-- Start --

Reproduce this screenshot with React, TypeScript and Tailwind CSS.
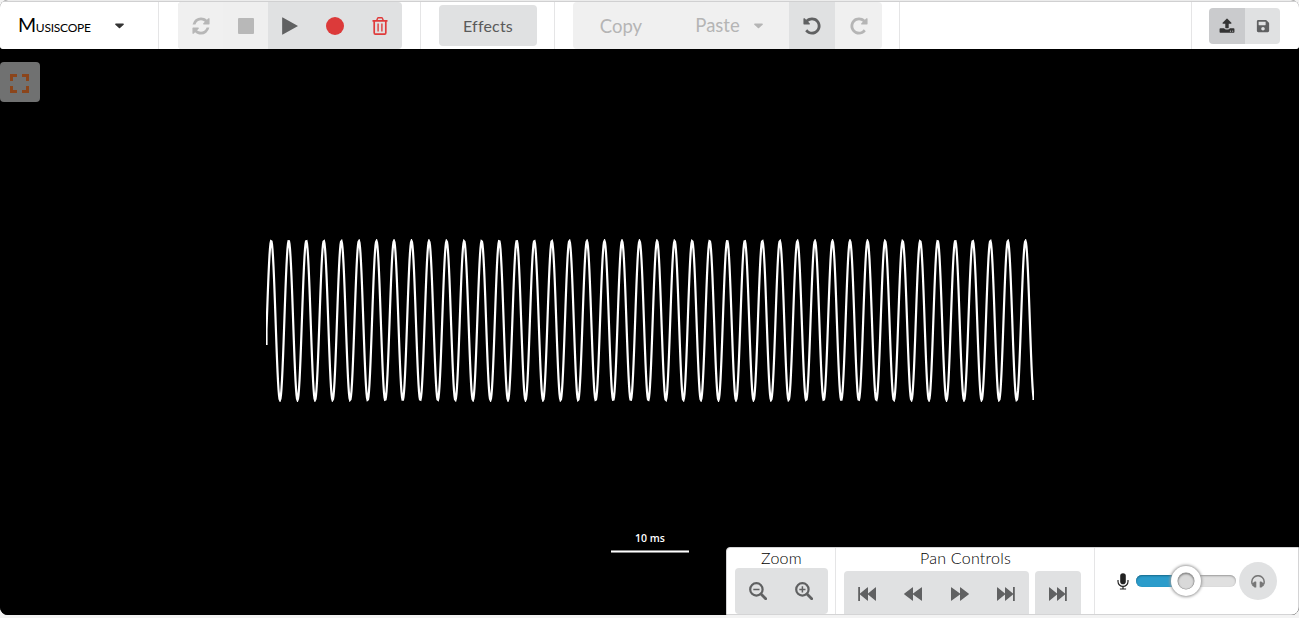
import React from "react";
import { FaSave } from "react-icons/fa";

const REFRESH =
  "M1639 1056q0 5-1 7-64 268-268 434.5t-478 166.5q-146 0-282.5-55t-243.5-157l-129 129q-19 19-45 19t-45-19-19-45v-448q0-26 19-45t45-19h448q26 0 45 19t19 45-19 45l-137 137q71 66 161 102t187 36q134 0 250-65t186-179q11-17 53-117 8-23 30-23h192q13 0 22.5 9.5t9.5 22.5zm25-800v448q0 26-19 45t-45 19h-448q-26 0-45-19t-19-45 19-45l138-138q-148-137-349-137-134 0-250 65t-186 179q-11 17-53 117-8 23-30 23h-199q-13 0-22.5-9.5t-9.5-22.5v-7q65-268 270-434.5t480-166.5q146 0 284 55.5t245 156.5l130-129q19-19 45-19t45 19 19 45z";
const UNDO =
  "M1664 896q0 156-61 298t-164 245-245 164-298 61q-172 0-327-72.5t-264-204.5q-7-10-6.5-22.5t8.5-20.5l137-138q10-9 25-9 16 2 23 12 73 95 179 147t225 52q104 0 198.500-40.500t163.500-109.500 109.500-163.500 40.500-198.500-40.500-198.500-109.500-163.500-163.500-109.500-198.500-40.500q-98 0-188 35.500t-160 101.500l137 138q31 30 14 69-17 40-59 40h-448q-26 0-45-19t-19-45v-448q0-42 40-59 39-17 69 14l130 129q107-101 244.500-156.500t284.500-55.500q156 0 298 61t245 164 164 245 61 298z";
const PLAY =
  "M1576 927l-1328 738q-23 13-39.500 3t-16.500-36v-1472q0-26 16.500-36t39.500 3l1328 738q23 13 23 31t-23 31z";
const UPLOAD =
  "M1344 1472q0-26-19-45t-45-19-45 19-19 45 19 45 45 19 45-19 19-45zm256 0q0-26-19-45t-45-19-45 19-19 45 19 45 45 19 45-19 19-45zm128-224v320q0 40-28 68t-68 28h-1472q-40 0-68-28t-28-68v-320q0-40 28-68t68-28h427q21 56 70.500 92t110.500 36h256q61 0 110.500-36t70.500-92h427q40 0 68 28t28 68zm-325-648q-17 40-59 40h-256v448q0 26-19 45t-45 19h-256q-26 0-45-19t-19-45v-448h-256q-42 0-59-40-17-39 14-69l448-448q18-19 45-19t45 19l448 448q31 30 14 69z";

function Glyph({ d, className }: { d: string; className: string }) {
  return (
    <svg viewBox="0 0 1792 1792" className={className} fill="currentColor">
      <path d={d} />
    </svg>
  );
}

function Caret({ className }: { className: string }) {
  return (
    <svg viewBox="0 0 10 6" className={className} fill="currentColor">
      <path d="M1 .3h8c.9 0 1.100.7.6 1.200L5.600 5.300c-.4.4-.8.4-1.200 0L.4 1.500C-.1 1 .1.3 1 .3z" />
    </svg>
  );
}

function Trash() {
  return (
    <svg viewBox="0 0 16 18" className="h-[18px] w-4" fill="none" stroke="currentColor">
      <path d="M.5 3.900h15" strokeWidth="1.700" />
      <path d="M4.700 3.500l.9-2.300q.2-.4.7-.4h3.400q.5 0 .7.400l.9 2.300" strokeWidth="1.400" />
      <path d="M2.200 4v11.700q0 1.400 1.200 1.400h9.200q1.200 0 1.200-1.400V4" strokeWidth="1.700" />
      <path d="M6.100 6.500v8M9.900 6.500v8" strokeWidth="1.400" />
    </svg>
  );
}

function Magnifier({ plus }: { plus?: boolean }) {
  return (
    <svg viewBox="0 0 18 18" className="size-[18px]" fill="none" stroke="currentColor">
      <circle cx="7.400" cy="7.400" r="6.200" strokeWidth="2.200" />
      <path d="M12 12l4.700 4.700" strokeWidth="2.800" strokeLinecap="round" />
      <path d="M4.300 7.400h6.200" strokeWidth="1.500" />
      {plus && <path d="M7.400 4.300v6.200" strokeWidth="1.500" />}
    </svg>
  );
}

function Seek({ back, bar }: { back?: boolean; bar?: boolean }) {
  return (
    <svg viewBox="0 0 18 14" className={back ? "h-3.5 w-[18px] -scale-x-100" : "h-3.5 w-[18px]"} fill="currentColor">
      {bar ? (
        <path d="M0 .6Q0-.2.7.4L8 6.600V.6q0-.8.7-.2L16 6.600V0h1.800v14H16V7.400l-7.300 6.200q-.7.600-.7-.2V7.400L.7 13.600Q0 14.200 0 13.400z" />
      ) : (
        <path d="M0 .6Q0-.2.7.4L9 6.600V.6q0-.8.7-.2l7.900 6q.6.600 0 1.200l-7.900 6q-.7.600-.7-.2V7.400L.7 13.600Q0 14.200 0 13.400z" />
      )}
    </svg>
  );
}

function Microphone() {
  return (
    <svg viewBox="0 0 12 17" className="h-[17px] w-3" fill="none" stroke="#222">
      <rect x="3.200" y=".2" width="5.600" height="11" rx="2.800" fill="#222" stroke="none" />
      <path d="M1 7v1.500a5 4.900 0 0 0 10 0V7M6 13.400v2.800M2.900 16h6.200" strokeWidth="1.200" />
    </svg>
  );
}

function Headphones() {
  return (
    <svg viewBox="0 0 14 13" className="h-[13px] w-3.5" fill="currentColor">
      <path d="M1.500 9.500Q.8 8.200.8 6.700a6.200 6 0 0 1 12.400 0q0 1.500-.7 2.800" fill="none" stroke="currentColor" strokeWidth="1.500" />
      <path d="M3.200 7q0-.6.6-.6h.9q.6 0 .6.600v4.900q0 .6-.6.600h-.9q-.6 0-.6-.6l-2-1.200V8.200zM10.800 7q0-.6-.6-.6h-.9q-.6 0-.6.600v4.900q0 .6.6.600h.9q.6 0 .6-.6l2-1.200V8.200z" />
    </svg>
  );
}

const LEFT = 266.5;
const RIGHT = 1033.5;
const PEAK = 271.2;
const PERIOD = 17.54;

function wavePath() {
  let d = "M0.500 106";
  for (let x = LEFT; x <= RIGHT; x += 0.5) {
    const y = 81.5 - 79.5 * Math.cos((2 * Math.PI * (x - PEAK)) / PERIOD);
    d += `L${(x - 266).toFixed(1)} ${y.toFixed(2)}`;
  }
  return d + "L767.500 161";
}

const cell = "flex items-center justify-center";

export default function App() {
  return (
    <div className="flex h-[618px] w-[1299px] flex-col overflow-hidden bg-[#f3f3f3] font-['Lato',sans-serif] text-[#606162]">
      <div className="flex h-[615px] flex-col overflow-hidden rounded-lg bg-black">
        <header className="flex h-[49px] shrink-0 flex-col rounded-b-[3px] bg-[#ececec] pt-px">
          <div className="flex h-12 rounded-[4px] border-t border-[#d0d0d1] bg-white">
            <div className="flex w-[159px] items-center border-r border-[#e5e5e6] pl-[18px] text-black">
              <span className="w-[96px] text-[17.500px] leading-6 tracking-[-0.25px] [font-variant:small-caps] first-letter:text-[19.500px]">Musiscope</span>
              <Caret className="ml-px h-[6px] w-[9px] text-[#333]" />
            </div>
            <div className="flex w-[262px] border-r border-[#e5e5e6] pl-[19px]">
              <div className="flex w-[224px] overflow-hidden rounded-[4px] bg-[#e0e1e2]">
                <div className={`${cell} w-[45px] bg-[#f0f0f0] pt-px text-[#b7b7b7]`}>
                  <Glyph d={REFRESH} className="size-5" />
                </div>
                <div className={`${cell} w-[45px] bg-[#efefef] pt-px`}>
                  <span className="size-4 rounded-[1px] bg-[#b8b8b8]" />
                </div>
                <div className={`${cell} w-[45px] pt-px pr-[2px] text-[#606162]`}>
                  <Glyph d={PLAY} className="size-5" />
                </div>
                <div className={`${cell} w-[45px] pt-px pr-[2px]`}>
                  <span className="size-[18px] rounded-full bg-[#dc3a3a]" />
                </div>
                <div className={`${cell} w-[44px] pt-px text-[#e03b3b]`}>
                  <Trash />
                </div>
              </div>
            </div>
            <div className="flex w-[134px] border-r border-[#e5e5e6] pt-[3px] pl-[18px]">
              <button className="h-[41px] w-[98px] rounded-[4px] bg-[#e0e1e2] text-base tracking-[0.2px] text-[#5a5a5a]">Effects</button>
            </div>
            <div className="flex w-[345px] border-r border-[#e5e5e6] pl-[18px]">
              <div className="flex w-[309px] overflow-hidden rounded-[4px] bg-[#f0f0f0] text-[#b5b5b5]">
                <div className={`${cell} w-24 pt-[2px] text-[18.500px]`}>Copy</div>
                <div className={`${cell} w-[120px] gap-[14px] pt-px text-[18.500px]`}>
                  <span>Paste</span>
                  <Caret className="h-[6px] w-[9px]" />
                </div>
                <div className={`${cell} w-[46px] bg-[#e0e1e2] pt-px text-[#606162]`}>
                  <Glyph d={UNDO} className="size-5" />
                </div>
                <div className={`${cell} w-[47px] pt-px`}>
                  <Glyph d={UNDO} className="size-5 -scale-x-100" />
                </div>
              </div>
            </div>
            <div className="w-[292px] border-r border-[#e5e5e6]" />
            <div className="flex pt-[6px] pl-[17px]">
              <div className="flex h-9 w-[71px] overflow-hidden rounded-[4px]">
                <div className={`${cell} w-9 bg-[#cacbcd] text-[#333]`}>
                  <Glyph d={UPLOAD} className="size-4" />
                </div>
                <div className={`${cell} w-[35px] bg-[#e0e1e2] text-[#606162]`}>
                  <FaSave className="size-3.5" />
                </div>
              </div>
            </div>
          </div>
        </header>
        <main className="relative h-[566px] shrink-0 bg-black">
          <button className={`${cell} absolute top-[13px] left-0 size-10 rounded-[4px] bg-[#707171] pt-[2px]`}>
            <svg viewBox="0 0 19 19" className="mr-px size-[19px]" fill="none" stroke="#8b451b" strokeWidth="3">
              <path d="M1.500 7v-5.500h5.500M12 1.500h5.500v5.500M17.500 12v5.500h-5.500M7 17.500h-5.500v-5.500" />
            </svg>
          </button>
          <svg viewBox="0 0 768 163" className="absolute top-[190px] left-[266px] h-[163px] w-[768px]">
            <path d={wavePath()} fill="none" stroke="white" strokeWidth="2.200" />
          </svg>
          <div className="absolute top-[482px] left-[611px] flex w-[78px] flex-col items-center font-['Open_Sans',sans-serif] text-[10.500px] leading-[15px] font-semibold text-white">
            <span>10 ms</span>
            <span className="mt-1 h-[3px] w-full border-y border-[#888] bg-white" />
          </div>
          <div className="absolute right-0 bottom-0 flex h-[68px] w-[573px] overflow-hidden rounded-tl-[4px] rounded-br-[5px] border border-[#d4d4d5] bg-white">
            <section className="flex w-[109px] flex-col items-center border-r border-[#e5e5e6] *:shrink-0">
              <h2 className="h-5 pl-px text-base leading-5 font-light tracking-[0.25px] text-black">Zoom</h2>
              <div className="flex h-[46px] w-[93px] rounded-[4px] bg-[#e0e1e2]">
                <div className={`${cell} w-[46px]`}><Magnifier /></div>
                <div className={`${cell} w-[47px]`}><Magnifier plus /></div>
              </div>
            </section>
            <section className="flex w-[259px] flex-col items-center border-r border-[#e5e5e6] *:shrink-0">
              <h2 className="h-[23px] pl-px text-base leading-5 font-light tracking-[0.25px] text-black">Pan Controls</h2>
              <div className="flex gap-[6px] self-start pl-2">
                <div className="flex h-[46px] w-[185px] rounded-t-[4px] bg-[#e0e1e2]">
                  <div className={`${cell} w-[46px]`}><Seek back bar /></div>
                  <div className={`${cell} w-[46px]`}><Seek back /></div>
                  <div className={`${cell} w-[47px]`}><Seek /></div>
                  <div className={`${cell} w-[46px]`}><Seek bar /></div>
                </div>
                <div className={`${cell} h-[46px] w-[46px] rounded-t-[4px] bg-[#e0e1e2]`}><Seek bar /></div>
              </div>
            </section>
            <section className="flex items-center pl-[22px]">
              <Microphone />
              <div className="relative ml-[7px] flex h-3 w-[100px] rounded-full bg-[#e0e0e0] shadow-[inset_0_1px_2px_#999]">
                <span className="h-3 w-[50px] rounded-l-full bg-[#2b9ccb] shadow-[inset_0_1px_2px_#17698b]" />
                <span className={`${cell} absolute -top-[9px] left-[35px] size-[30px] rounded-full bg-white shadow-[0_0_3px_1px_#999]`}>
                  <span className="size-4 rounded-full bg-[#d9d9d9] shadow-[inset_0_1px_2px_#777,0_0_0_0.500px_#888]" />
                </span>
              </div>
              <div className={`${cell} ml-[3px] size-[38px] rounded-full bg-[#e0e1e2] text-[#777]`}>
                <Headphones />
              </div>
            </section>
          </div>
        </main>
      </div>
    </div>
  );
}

-- End --

_Given request_
Repeat, with no pictures, each line from the beginning of the data through the line containing "1472q0-26-19-45t-45-19-45 19-19 45", inclusive.

_Expected answer_
Reproduce this screenshot with React, TypeScript and Tailwind CSS.
import React from "react";
import { FaSave } from "react-icons/fa";

const REFRESH =
  "M1639 1056q0 5-1 7-64 268-268 434.5t-478 166.5q-146 0-282.5-55t-243.5-157l-129 129q-19 19-45 19t-45-19-19-45v-448q0-26 19-45t45-19h448q26 0 45 19t19 45-19 45l-137 137q71 66 161 102t187 36q134 0 250-65t186-179q11-17 53-117 8-23 30-23h192q13 0 22.5 9.5t9.5 22.5zm25-800v448q0 26-19 45t-45 19h-448q-26 0-45-19t-19-45 19-45l138-138q-148-137-349-137-134 0-250 65t-186 179q-11 17-53 117-8 23-30 23h-199q-13 0-22.5-9.5t-9.5-22.5v-7q65-268 270-434.5t480-166.5q146 0 284 55.5t245 156.5l130-129q19-19 45-19t45 19 19 45z";
const UNDO =
  "M1664 896q0 156-61 298t-164 245-245 164-298 61q-172 0-327-72.5t-264-204.5q-7-10-6.5-22.5t8.5-20.5l137-138q10-9 25-9 16 2 23 12 73 95 179 147t225 52q104 0 198.500-40.500t163.500-109.500 109.500-163.500 40.500-198.500-40.500-198.500-109.500-163.500-163.500-109.500-198.500-40.500q-98 0-188 35.500t-160 101.500l137 138q31 30 14 69-17 40-59 40h-448q-26 0-45-19t-19-45v-448q0-42 40-59 39-17 69 14l130 129q107-101 244.500-156.500t284.500-55.500q156 0 298 61t245 164 164 245 61 298z";
const PLAY =
  "M1576 927l-1328 738q-23 13-39.500 3t-16.500-36v-1472q0-26 16.500-36t39.500 3l1328 738q23 13 23 31t-23 31z";
const UPLOAD =
  "M1344 1472q0-26-19-45t-45-19-45 19-19 45 19 45 45 19 45-19 19-45zm256 0q0-26-19-45t-45-19-45 19-19 45 19 45 45 19 45-19 19-45zm128-224v320q0 40-28 68t-68 28h-1472q-40 0-68-28t-28-68v-320q0-40 28-68t68-28h427q21 56 70.500 92t110.500 36h256q61 0 110.500-36t70.500-92h427q40 0 68 28t28 68zm-325-648q-17 40-59 40h-256v448q0 26-19 45t-45 19h-256q-26 0-45-19t-19-45v-448h-256q-42 0-59-40-17-39 14-69l448-448q18-19 45-19t45 19l448 448q31 30 14 69z";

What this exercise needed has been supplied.